"МЕНЕДЖМЕНТ ДОПУСТИЛ ОШИБКИ"

— Как АвтоВАЗ  будет выходить из ситуации с долгами? Есть ли вообще будущее у предприятия? 

— Будущее есть даже в самой тяжелой ситуации. Мы вошли в АвтоВАЗ в кризис и сделали три вещи: начали расчищать  накопившиеся проблемы, участвовали в разработке нового модельного ряда и нашли технологического партнера. Но менеджментом были допущены некоторые ошибки: переоценили влияние девальвации на рынок, неправильно оценили емкость рынка. Но и невозможно было спрогнозировать такое падение спроса на дешевые машины. Стоит сложная, но решаемая задача — снижение издержек, сокращение персонала, управленческой структуры, четкое определение, что же такое АвтоВАЗ. Сейчас это конгломерат всего: там и автокомпоненты, и дилерская сеть, и научно-технический центр, и социальный сектор. Нужно определить, какие функции должны остаться, какие должны быть переданы другим, в регион или частным компаниям. Беда АвтоВАЗа не только в том, что у него такая неэффективная система, но и в том, что большинство автокомпонентов производится не того качества. Ты не можешь создать машину лучше, чем детали, из которых она произведена. Это первый вопрос. 

Второй вопрос — себестоимость и накрутка из-за всех цепочек, которые были искусственно созданы как менеджерами внутри завода, так и людьми вокруг него. Нужно сделать прозрачной ситуацию со всеми этими "дочками". Нужно снизить социальную нагрузку, сократить людей, работающих на заводе. 

— А чиновники  иначе считают? 

— Чиновники  всех стран, например Великобритании, Испании, требуют, чтобы рабочих не увольняли. 

— Но вы до сих  пор видите возможность сокращения штата? 

— Я убежден, что есть возможность взвешенно  и разумно это сделать.

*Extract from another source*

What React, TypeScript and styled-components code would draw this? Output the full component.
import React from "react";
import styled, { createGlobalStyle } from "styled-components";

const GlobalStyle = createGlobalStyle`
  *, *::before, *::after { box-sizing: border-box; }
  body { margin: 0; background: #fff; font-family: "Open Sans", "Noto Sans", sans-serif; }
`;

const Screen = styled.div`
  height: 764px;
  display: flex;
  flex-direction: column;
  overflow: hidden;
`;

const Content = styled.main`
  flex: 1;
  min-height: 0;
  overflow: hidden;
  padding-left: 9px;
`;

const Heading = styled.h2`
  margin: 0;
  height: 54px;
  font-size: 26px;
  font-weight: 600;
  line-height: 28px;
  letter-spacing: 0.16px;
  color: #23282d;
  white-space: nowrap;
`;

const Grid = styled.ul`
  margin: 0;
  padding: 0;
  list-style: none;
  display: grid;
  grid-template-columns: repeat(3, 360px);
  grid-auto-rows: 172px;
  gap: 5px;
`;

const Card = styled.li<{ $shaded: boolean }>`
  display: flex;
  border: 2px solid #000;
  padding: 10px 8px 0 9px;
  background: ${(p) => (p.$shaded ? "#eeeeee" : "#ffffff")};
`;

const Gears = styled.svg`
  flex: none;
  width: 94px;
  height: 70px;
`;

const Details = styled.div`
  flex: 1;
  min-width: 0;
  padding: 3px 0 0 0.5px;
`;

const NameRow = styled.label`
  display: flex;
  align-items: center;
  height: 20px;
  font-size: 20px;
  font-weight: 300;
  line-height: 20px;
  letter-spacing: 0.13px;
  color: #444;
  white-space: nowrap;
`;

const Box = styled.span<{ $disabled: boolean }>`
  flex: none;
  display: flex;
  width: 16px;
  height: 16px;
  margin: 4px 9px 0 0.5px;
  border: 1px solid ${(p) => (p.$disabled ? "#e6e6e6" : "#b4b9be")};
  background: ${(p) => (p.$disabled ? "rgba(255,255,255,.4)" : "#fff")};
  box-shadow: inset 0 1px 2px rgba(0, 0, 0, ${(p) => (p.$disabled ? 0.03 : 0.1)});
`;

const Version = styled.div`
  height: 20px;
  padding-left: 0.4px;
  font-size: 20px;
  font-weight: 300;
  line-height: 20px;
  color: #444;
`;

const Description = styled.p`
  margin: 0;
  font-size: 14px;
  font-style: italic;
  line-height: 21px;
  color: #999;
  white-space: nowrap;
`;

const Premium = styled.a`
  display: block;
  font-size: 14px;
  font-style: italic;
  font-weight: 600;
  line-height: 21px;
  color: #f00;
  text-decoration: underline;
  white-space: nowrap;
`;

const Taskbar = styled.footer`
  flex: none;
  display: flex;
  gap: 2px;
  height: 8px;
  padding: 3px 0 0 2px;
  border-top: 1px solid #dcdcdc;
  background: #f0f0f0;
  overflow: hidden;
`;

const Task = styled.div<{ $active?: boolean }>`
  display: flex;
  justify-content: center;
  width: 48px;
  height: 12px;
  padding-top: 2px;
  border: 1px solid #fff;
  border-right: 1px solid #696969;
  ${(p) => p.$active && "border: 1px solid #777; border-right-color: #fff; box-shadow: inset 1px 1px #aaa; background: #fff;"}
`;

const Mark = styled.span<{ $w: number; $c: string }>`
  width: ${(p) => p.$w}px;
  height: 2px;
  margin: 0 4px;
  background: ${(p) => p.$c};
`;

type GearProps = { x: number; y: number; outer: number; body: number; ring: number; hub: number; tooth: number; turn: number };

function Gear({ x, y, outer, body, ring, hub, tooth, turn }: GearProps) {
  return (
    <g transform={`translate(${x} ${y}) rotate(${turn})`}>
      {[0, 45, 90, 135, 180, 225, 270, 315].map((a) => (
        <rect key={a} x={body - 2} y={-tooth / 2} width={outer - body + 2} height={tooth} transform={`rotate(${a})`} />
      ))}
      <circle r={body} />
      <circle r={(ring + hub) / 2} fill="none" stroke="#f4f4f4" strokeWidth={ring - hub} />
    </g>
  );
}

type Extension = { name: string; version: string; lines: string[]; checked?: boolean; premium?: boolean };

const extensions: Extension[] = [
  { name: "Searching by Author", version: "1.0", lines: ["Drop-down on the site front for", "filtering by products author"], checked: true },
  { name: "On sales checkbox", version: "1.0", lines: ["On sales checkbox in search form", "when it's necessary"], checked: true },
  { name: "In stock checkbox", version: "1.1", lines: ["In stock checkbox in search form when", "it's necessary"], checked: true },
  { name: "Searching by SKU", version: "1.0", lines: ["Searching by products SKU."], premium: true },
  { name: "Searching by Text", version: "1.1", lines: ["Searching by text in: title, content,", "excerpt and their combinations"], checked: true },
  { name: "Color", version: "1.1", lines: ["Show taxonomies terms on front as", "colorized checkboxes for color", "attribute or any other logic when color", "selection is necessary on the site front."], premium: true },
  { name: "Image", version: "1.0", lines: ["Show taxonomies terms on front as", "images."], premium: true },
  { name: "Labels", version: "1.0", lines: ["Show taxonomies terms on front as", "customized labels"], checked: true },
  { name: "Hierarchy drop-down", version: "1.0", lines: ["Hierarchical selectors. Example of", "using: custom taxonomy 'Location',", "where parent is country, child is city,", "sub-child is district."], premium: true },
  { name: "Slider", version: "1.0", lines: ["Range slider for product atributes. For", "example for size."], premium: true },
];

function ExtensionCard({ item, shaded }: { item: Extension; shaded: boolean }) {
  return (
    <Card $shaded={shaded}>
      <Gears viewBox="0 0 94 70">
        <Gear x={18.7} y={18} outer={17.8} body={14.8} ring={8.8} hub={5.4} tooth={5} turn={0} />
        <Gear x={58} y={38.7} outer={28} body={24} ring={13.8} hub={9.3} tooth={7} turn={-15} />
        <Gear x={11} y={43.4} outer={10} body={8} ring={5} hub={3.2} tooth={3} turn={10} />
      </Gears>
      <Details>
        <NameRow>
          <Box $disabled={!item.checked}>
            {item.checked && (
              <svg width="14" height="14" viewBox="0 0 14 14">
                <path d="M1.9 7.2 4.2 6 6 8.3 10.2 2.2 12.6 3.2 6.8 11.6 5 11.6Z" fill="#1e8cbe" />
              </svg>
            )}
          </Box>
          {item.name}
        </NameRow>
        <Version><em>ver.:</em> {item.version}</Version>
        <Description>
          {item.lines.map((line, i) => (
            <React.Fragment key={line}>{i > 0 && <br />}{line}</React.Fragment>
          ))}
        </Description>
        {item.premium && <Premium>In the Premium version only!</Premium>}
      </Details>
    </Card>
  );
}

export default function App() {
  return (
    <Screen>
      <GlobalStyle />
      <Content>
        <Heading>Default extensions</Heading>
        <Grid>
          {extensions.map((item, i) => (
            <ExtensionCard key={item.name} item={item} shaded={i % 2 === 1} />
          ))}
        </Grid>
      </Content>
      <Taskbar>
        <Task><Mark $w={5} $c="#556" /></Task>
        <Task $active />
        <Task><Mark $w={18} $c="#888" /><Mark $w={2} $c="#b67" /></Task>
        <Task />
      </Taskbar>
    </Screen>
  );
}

Скажем, путем выделения непрофильных направлений  в отдельные предприятия вместе с сотрудниками. Но это вопрос к менеджменту. 

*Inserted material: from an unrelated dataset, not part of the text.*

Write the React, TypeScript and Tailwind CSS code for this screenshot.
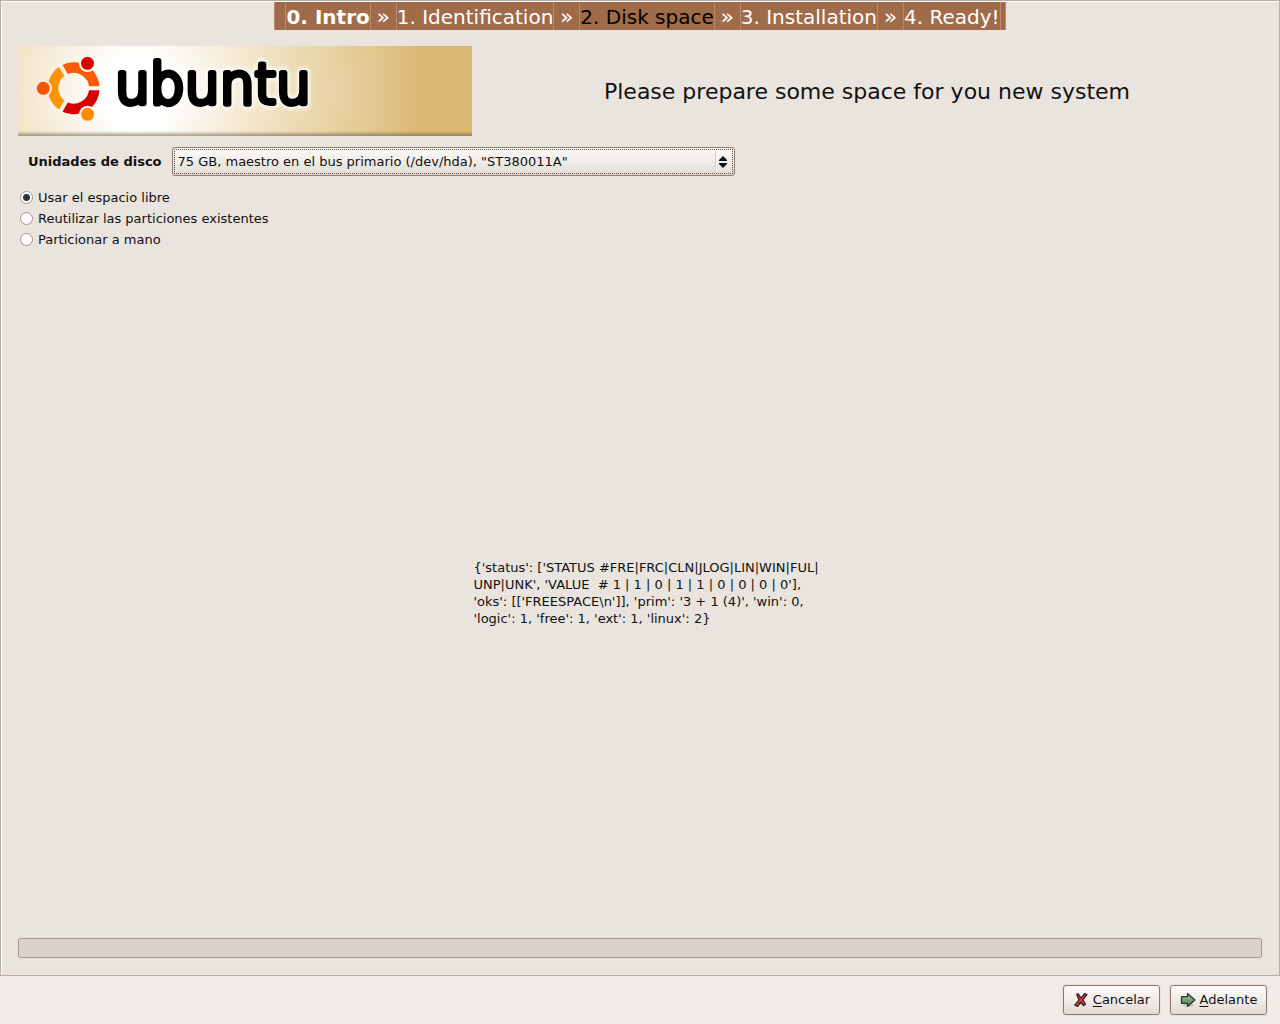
import { Fragment, useState } from 'react'

const steps = [
  { label: '0. Intro', style: 'font-bold text-white' },
  { label: '1. Identification', style: 'text-white' },
  { label: '2. Disk space', style: 'text-black' },
  { label: '3. Installation', style: 'text-white' },
  { label: '4. Ready!', style: 'text-white' },
]

const options = ['Usar el espacio libre', 'Reutilizar las particiones existentes', 'Particionar a mano']

const status = `{'status': ['STATUS #FRE|FRC|CLN|JLOG|LIN|WIN|FUL|
UNP|UNK', 'VALUE  # 1 | 1 | 0 | 1 | 1 | 0 | 0 | 0 | 0'],
'oks': [['FREESPACE\\n']], 'prim': '3 + 1 (4)', 'win': 0,
'logic': 1, 'free': 1, 'ext': 1, 'linux': 2}`

function Steps() {
  return (
    <nav className="flex justify-center">
      <ol className="flex h-7 items-stretch border-x border-[#b88a6c] bg-[#9f6b49] pr-1 pl-2.5 text-[20px] leading-[30px] whitespace-nowrap">
        {steps.map((step, i) => (
          <Fragment key={step.label}>
            {i > 0 && (
              <li aria-hidden="true" className="w-[25px] text-center text-[22px] text-white">
                »
              </li>
            )}
            <li className={`border-x border-[#b58a6d] ${step.style}`}>{step.label}</li>
          </Fragment>
        ))}
      </ol>
    </nav>
  )
}

function Banner() {
  return (
    <svg viewBox="0 0 454 90" className="h-[90px] w-[454px] shrink-0" role="img" aria-label="ubuntu">
      <defs>
        <radialGradient id="sky" gradientUnits="userSpaceOnUse" cx="120" cy="45" r="282">
          <stop offset="0" stopColor="#ffffff" />
          <stop offset="0.12" stopColor="#ffffff" />
          <stop offset="0.42" stopColor="#f2e5cb" />
          <stop offset="0.72" stopColor="#e7d1a0" />
          <stop offset="1" stopColor="#dbb975" />
        </radialGradient>
        <linearGradient id="edge" x1="0" y1="0" x2="0" y2="1">
          <stop offset="0" stopColor="#6b5a3c" stopOpacity="0" />
          <stop offset="1" stopColor="#5f5036" stopOpacity="0.55" />
        </linearGradient>
        <filter id="glow" x="-10%" y="-30%" width="120%" height="160%">
          <feGaussianBlur stdDeviation="2" />
        </filter>
        <mask id="gaps" maskUnits="userSpaceOnUse" x="0" y="0" width="110" height="90">
          <rect width="110" height="90" fill="#fff" />
          <g stroke="#000" strokeWidth="4">
            <path d="M55.7 42.3H90M55.7 42.3L38.7 12.9M55.7 42.3L38.7 71.7" />
          </g>
          <circle cx="25.3" cy="42.3" r="8.6" />
          <circle cx="69.5" cy="17.3" r="8.6" />
          <circle cx="69.6" cy="68.3" r="8.6" />
        </mask>
      </defs>
      <rect width="454" height="90" fill="url(#sky)" />
      <rect y="85" width="454" height="5" fill="url(#edge)" />
      <g mask="url(#gaps)" fill="none" strokeWidth="10.6">
        <path stroke="#fb5b05" d="M76.4 42.3A20.7 20.7 0 0 0 45.35 24.4" />
        <path stroke="#ff9305" d="M45.35 24.4A20.7 20.7 0 0 0 45.35 60.2" />
        <path stroke="#d90000" d="M45.35 60.2A20.7 20.7 0 0 0 76.4 42.3" />
      </g>
      <circle cx="25.3" cy="42.3" r="6.5" fill="#f75305" />
      <circle cx="69.5" cy="17.3" r="6.5" fill="#dc0000" />
      <circle cx="69.6" cy="68.3" r="6.5" fill="#ff8b05" />
      <g fontSize="55" fontWeight="200" fontFamily="'DejaVu Sans Light', 'DejaVu Sans', sans-serif" strokeLinejoin="round">
        <text x="97" y="57" fill="#fff" stroke="#fff" strokeWidth="10" opacity="0.9" filter="url(#glow)" aria-hidden="true">
          ubuntu
        </text>
        <text x="97" y="57" fill="#000" stroke="#000" strokeWidth="6">
          ubuntu
        </text>
      </g>
    </svg>
  )
}

function CancelIcon() {
  return (
    <svg viewBox="0 0 16 16" className="size-4" aria-hidden="true">
      <path
        d="M3.6 2.2 5.3 1.7 8 6 11.6 1.6 14 2.6 9.8 7.8 12.6 12.2 10.4 13.6 7.6 10.4 4.6 14.4 1.6 13 6 8Z"
        fill="#c14149"
        stroke="#301014"
        strokeWidth="1.1"
        strokeLinejoin="round"
      />
    </svg>
  )
}

function ForwardIcon() {
  return (
    <svg viewBox="0 0 16 16" className="size-4" aria-hidden="true">
      <defs>
        <linearGradient id="leaf" x1="0" y1="0" x2="0" y2="1">
          <stop offset="0" stopColor="#9fc09a" />
          <stop offset="1" stopColor="#4f7d4d" />
        </linearGradient>
      </defs>
      <ellipse cx="8.5" cy="13.2" rx="5.5" ry="1.6" fill="#000" opacity="0.12" />
      <path d="M1.5 4.6H7.5V1.5L14.9 8 7.5 14.4V11.4H1.5Z" fill="url(#leaf)" stroke="#2b3b2c" strokeWidth="1.3" strokeLinejoin="round" />
    </svg>
  )
}

const buttonStyle =
  'flex h-[30px] w-[97px] items-center justify-center gap-1 rounded-[3px] border border-[#8b7b6f] bg-linear-to-b from-[#fbfaf8] via-[#f0ece8] to-[#e2dbd4] shadow-[0_0_0_1px_#e6e1db]'

export default function App() {
  const [choice, setChoice] = useState(0)
  return (
    <div className="flex min-h-screen flex-col bg-[#efebe6] font-['DejaVu_Sans',sans-serif] text-[13px] text-[#111]">
      <main className="flex flex-1 flex-col border border-[#b9aca0] bg-[#e9e4dd] shadow-[inset_1px_1px_0_#fff]">
        <div className="pt-px">
          <Steps />
        </div>
        <div className="flex flex-1 flex-col px-[17px] pt-4 pb-[17px]">
          <header className="flex items-center">
            <Banner />
            <h1 className="flex-1 text-center text-[22px]">Please prepare some space for you new system</h1>
          </header>

          <div className="mt-[11px] flex items-center gap-2.5 pl-2.5">
            <label htmlFor="disk" className="font-bold">
              Unidades de disco
            </label>
            <div className="relative w-[563px]">
              <select
                id="disk"
                className="block h-[29px] w-full appearance-none rounded-[3px] border border-[#8b7b6f] bg-linear-to-b from-[#fbfaf8] via-[#f0ece8] to-[#e2dbd4] pr-6 pl-[5px] outline-1 -outline-offset-3 outline-dotted outline-[#5d5048]"
              >
                <option>75 GB, maestro en el bus primario (/dev/hda), "ST380011A"</option>
              </select>
              <span className="pointer-events-none absolute inset-y-1 right-1 flex w-4 items-center justify-center border-l border-[#cfc8c0] shadow-[inset_1px_0_0_#fff]">
                <svg viewBox="0 0 8 12" className="h-3 w-2" aria-hidden="true">
                  <path d="M4 0 8 4V5H0V4ZM4 12 8 8V7H0V8Z" fill="#111" />
                </svg>
              </span>
            </div>
          </div>

          <fieldset className="mt-[11px] flex flex-col items-start">
            {options.map((option, i) => (
              <label key={option} className="flex h-[21px] items-center gap-[5px] pl-0.5">
                <input
                  type="radio"
                  name="method"
                  checked={choice === i}
                  onChange={() => setChoice(i)}
                  className="m-0 size-[13px] appearance-none rounded-full border border-[#a2958a] bg-white checked:bg-[radial-gradient(circle,#2b3239_0_3px,#fff_4px)]"
                />
                {option}
              </label>
            ))}
          </fieldset>

          <div className="flex flex-1 items-center justify-center pb-0.5 pl-3">
            <p className="leading-[17px] whitespace-pre">{status}</p>
          </div>

          <div
            role="progressbar"
            aria-label="Progreso"
            aria-valuenow={0}
            className="h-5 rounded-[2px] border border-[#ab9b8e] bg-[#dad1cb]"
          />
        </div>
      </main>

      <footer className="flex h-12 items-center justify-end gap-2.5 px-[13px]">
        <button type="button" className={buttonStyle}>
          <CancelIcon />
          <span>
            <u className="underline-offset-2">C</u>ancelar
          </span>
        </button>
        <button type="button" className={buttonStyle}>
          <ForwardIcon />
          <span>
            <u className="underline-offset-2">A</u>delante
          </span>
        </button>
      </footer>
    </div>
  )
}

— Когда Renault покупала АвтоВАЗ, она все это видела? Может, они просто риски недооценили? 

— Все оценили  риски, но оценка рынка была другой. Эксперты оценивали рынок в 2,3-2,4 млн. машин в год, что делало Россию самым большим рынком в Европе. Падение до 1,2 млн. автомобилей в год никто не прогнозировал. 

— Каковы предложения  "Тройки диалог" как владельца  блокирующего пакета — как нужно  поступить с долгами завода, с  допэмиссией, какие конкретно нужны сокращения?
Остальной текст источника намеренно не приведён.